Hablé con los guardias que me acompañaron durante el recorrido, uno de ellos manifestó que hay casos que son determinantes, como el de los violadores, porque no pueden hacerse cargo del delito que cometieron. “No se hacen cargo, por eso la mayoría son reincidentes, terminan su condena, quedan libres y vuelven a cometer una violación, por eso son las personas más difíciles de reinsertar en una sociedad, porque no asumen su culpabilidad”, interpretó un agente del tercer piso.
Mientras recorría el nivel más elevado, en el patio se encontraban los internos recién llegados al Servicio Penitenciario, se asomaron por un ventanal y me preguntaban quién era y qué hacía ahí, se mostraban un poco más alterados y eufóricos que el resto de los presos. Según los guardias, son los más peligrosos, porque están en un proceso de adaptación al lugar.
Terminé de recorrer y volví sobre mis pasos por la puerta principal, saludé a los dos agentes que se encontraban en la entrada de los pabellones, bajé por las torres hacia el primer piso, giré hacia atrás para darle una última mirada a ese lugar en el que nadie quiere estar, me paré sobre la rampa de acceso y comencé a descender.

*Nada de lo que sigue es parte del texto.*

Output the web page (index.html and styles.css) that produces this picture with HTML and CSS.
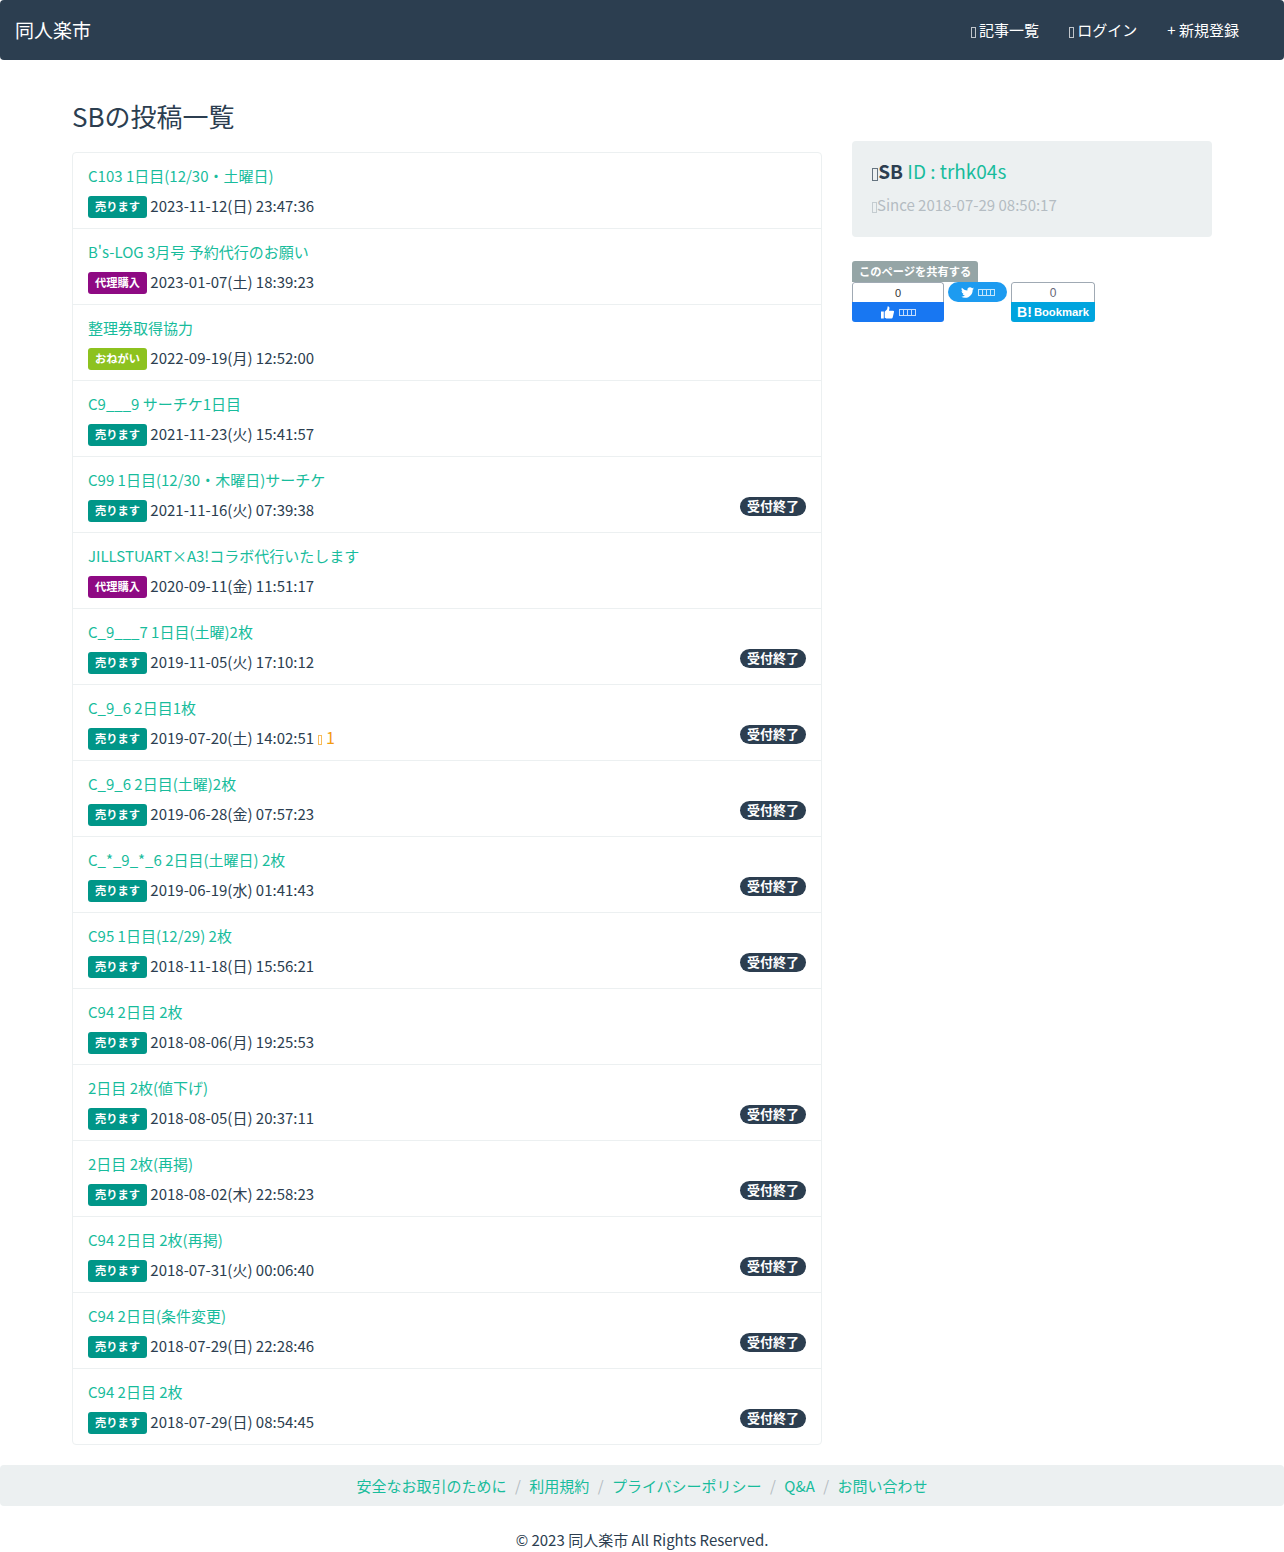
FILE: index.html
```html
<!DOCTYPE html>
<html lang="ja">
<head>
<meta charset="utf-8">
<title>SBの投稿一覧 - 同人楽市</title>
<link rel="stylesheet" href="styles.css">
</head>
<body>
<nav class="navbar">
  <a class="brand" href="#">同人楽市</a>
  <ul class="nav-links">
    <li><a href="#"><i class="tofu"></i> 記事一覧</a></li>
    <li><a href="#"><i class="tofu"></i> ログイン</a></li>
    <li><a href="#">+ 新規登録</a></li>
  </ul>
</nav>
<div class="container">
  <main class="main-col">
    <h3 class="page-title">SBの投稿一覧</h3>
    <div class="list">
      <div class="item"><a class="item-title" href="#">C103 1日目(12/30・土曜日)</a><div class="meta"><div><span class="tag sell">売ります</span> 2023-11-12(日) 23:47:36</div></div></div>
      <div class="item"><a class="item-title" href="#">B's-LOG 3月号 予約代行のお願い</a><div class="meta"><div><span class="tag proxy">代理購入</span> 2023-01-07(土) 18:39:23</div></div></div>
      <div class="item"><a class="item-title" href="#">整理券取得協力</a><div class="meta"><div><span class="tag ask">おねがい</span> 2022-09-19(月) 12:52:00</div></div></div>
      <div class="item"><a class="item-title" href="#">C9___9 サーチケ1日目</a><div class="meta"><div><span class="tag sell">売ります</span> 2021-11-23(火) 15:41:57</div></div></div>
      <div class="item"><a class="item-title" href="#">C99 1日目(12/30・木曜日)サーチケ</a><div class="meta"><div><span class="tag sell">売ります</span> 2021-11-16(火) 07:39:38</div><span class="closed">受付終了</span></div></div>
      <div class="item"><a class="item-title" href="#">JILLSTUART×A3!コラボ代行いたします</a><div class="meta"><div><span class="tag proxy">代理購入</span> 2020-09-11(金) 11:51:17</div></div></div>
      <div class="item"><a class="item-title" href="#">C_9___7 1日目(土曜)2枚</a><div class="meta"><div><span class="tag sell">売ります</span> 2019-11-05(火) 17:10:12</div><span class="closed">受付終了</span></div></div>
      <div class="item"><a class="item-title" href="#">C_9_6 2日目1枚</a><div class="meta"><div><span class="tag sell">売ります</span> 2019-07-20(土) 14:02:51 <span class="comments"><i class="tofu"></i> 1</span></div><span class="closed">受付終了</span></div></div>
      <div class="item"><a class="item-title" href="#">C_9_6 2日目(土曜)2枚</a><div class="meta"><div><span class="tag sell">売ります</span> 2019-06-28(金) 07:57:23</div><span class="closed">受付終了</span></div></div>
      <div class="item"><a class="item-title" href="#">C_*_9_*_6 2日目(土曜日) 2枚</a><div class="meta"><div><span class="tag sell">売ります</span> 2019-06-19(水) 01:41:43</div><span class="closed">受付終了</span></div></div>
      <div class="item"><a class="item-title" href="#">C95 1日目(12/29) 2枚</a><div class="meta"><div><span class="tag sell">売ります</span> 2018-11-18(日) 15:56:21</div><span class="closed">受付終了</span></div></div>
      <div class="item"><a class="item-title" href="#">C94 2日目 2枚</a><div class="meta"><div><span class="tag sell">売ります</span> 2018-08-06(月) 19:25:53</div></div></div>
      <div class="item"><a class="item-title" href="#">2日目 2枚(値下げ)</a><div class="meta"><div><span class="tag sell">売ります</span> 2018-08-05(日) 20:37:11</div><span class="closed">受付終了</span></div></div>
      <div class="item"><a class="item-title" href="#">2日目 2枚(再掲)</a><div class="meta"><div><span class="tag sell">売ります</span> 2018-08-02(木) 22:58:23</div><span class="closed">受付終了</span></div></div>
      <div class="item"><a class="item-title" href="#">C94 2日目 2枚(再掲)</a><div class="meta"><div><span class="tag sell">売ります</span> 2018-07-31(火) 00:06:40</div><span class="closed">受付終了</span></div></div>
      <div class="item"><a class="item-title" href="#">C94 2日目(条件変更)</a><div class="meta"><div><span class="tag sell">売ります</span> 2018-07-29(日) 22:28:46</div><span class="closed">受付終了</span></div></div>
      <div class="item"><a class="item-title" href="#">C94 2日目 2枚</a><div class="meta"><div><span class="tag sell">売ります</span> 2018-07-29(日) 08:54:45</div><span class="closed">受付終了</span></div></div>
    </div>
  </main>
  <aside class="side-col">
    <div class="well">
      <div class="profile-name"><i class="tofu"></i><strong>SB</strong> <a href="#">ID : trhk04s</a></div>
      <div class="since"><i class="tofu"></i>Since 2018-07-29 08:50:17</div>
    </div>
    <div class="share">
      <div class="share-label">このページを共有する</div>
      <div class="share-buttons">
        <a class="fb" href="#">
          <span class="count">0</span>
          <span class="fb-action">
            <svg class="thumb" viewBox="0 0 14 14" width="13" height="13"><path fill="#fff" d="M0 6h3v7.500H0zM4 6.200 6.600 3.400 7.200 0.400c1.500 0 2.200 1.200 1.800 2.700L8.600 5H13c.8 0 1.200.8 1 1.500l-1.400 6c-.2.600-.6 1-1.200 1H5.500C4.600 13.500 4 13 4 12.200z"/></svg>
            <span class="mini-tofu"><i></i><i></i><i></i><i></i></span>
          </span>
        </a>
        <a class="tw" href="#">
          <svg viewBox="0 0 24 24" width="13" height="13"><path fill="#fff" d="M23.950 4.570a10 10 0 0 1-2.820.77 4.960 4.960 0 0 0 2.160-2.720c-.95.550-2 .96-3.130 1.190a4.920 4.920 0 0 0-8.380 4.480C7.690 8.090 4.070 6.130 1.640 3.160a4.820 4.820 0 0 0-.66 2.470c0 1.710.87 3.210 2.190 4.100a4.900 4.900 0 0 1-2.230-.62v.06a4.920 4.920 0 0 0 3.950 4.830 5 5 0 0 1-2.210.08 4.940 4.940 0 0 0 4.600 3.420A9.870 9.870 0 0 1 0 19.540a14 14 0 0 0 7.560 2.210c9.050 0 14-7.500 14-13.980 0-.21 0-.42-.02-.63A9.940 9.940 0 0 0 24 4.590z"/></svg>
          <span class="mini-tofu"><i></i><i></i><i></i><i></i></span>
        </a>
        <a class="hb" href="#">
          <span class="count">0</span>
          <span class="hb-action"><b class="hb-logo">B!</b> Bookmark</span>
        </a>
      </div>
    </div>
  </aside>
</div>
<footer class="footer">
  <ul class="crumbs">
    <li><a href="#">安全なお取引のために</a></li>
    <li><a href="#">利用規約</a></li>
    <li><a href="#">プライバシーポリシー</a></li>
    <li><a href="#">Q&amp;A</a></li>
    <li><a href="#">お問い合わせ</a></li>
  </ul>
  <p class="copy">© 2023 同人楽市 All Rights Reserved.</p>
</footer>
</body>
</html>
```
FILE: styles.css
```css
* { box-sizing: border-box; }
html, body { margin: 0; padding: 0; }
body {
  font-family: "Noto Sans CJK JP", "Noto Sans", sans-serif;
  font-size: 15px;
  line-height: 22px;
  color: #2c3e50;
  background: #fff;
}
a { color: #18bc9c; text-decoration: none; }
ul { list-style: none; margin: 0; padding: 0; }

.tofu {
  display: inline-block;
  width: .33em;
  height: .67em;
  border: 1px solid currentColor;
  opacity: .7;
  vertical-align: -.1em;
}

.navbar {
  height: 60px;
  background: #2c3e50;
  border-radius: 4px;
  display: flex;
  align-items: center;
  justify-content: space-between;
  padding: 0 45px 0 15px;
}
.brand { color: #fff; font-size: 19px; }
.nav-links { display: flex; gap: 30px; }
.nav-links a { color: #fff; }

.container {
  width: 1140px;
  margin: 0 auto;
  display: grid;
  grid-template-columns: 750px 360px;
  column-gap: 30px;
}
.page-title {
  font-size: 26px;
  font-weight: 400;
  line-height: 32px;
  margin: 40px 0 20px;
}
.list {
  border: 1px solid #ecf0f1;
  border-radius: 4px;
}
.item {
  height: 76px;
  padding: 12px 15px 0;
  border-bottom: 1px solid #ecf0f1;
}
.item:last-child { height: 75px; border-bottom: 0; }
.item-title { display: block; line-height: 22px; margin-bottom: 8px; }
.meta { display: flex; justify-content: space-between; align-items: center; height: 22px; }
.tag {
  display: inline-block;
  width: 59px;
  height: 22px;
  line-height: 20px;
  margin-top: 1px;
  border-radius: 3px;
  color: #fff;
  font-size: 11.25px;
  font-weight: 700;
  text-align: center;
  vertical-align: top;
}
.sell { background: #009688; }
.proxy { background: #8e0a83; }
.ask { background: #8dc21f; }
.closed {
  background: #2c3e50;
  color: #fff;
  border-radius: 10px;
  height: 19px;
  line-height: 18px;
  padding: 0 7px;
  font-size: 13px;
  font-weight: 700;
  margin-bottom: 8px;
}
.comments { color: #f39c12; font-size: 16px; line-height: 1; }
.comments .tofu { font-size: 15px; }

.side-col { padding-top: 81px; }
.well {
  background: #ecf0f1;
  border-radius: 4px;
  height: 96px;
  padding: 20px;
}
.profile-name { font-size: 19px; line-height: 20px; margin-bottom: 13px; }
.since { color: #b4bcc2; line-height: 22px; }

.share { margin-top: 24px; }
.share-label {
  width: fit-content;
  background: #95a5a6;
  color: #fff;
  font-size: 11.25px;
  font-weight: 700;
  line-height: 21px;
  height: 21px;
  padding: 0 7px;
  border-radius: 3px 3px 0 0;
}
.share-buttons { display: flex; align-items: flex-start; gap: 4px; font-family: "Liberation Sans", sans-serif; }
.fb, .hb {
  display: flex;
  flex-direction: column;
  height: 40px;
  border-radius: 3px;
  overflow: hidden;
}
.fb { width: 92px; }
.hb { width: 84px; }
.count {
  height: 20px;
  line-height: 20px;
  font-size: 11px;
  text-align: center;
  border: 1px solid #a0aab4;
  border-bottom: 0;
  border-radius: 3px 3px 0 0;
  color: #333;
}
.hb .count { color: #667; font-size: 12px; }
.fb-action, .hb-action {
  height: 20px;
  display: flex;
  align-items: center;
  justify-content: center;
  color: #fff;
}
.fb-action { background: #1877f2; gap: 5px; }
.hb-action { background: #00a4de; font-size: 11.250px; font-weight: 700; gap: 2px; }
.hb-logo { font-size: 14px; }
.tw {
  width: 59px;
  height: 20px;
  background: #1d9bf0;
  border-radius: 10px;
  display: flex;
  align-items: center;
  justify-content: center;
  gap: 4px;
  color: #fff;
}
.mini-tofu { display: flex; }
.mini-tofu i {
  width: 4px;
  height: 7px;
  border: 1px solid #fff;
  border-right-width: 0;
  opacity: .75;
}
.mini-tofu i:last-child { border-right-width: 1px; width: 5px; }

.footer { margin-top: 20px; }
.crumbs {
  height: 41px;
  background: #ecf0f1;
  border-radius: 4px;
  display: flex;
  justify-content: center;
  align-items: center;
}
.crumbs li + li::before { content: "/"; color: #b4bcc2; padding: 0 8.400px; }
.copy { margin: 23px 0 0; text-align: center; }
```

Caminé tranquilo, pero a medida que se acercaba la salida, apuraba mis pasos. Saludé al último guardia, quien me abrió la puerta. Mientras agarraba sus llaves para encajarla en la cerradura y darle media vuelta, un interno gritó, “esos son los que nos pegan”, era el último de los reclamos escuchados que cargué sobre mis espaldas. Una vez afuera, respire y agradecí no tener que vivir esa traumática situación, la de limpiar las culpas y los errores cometidos en la sociedad a través del encierro.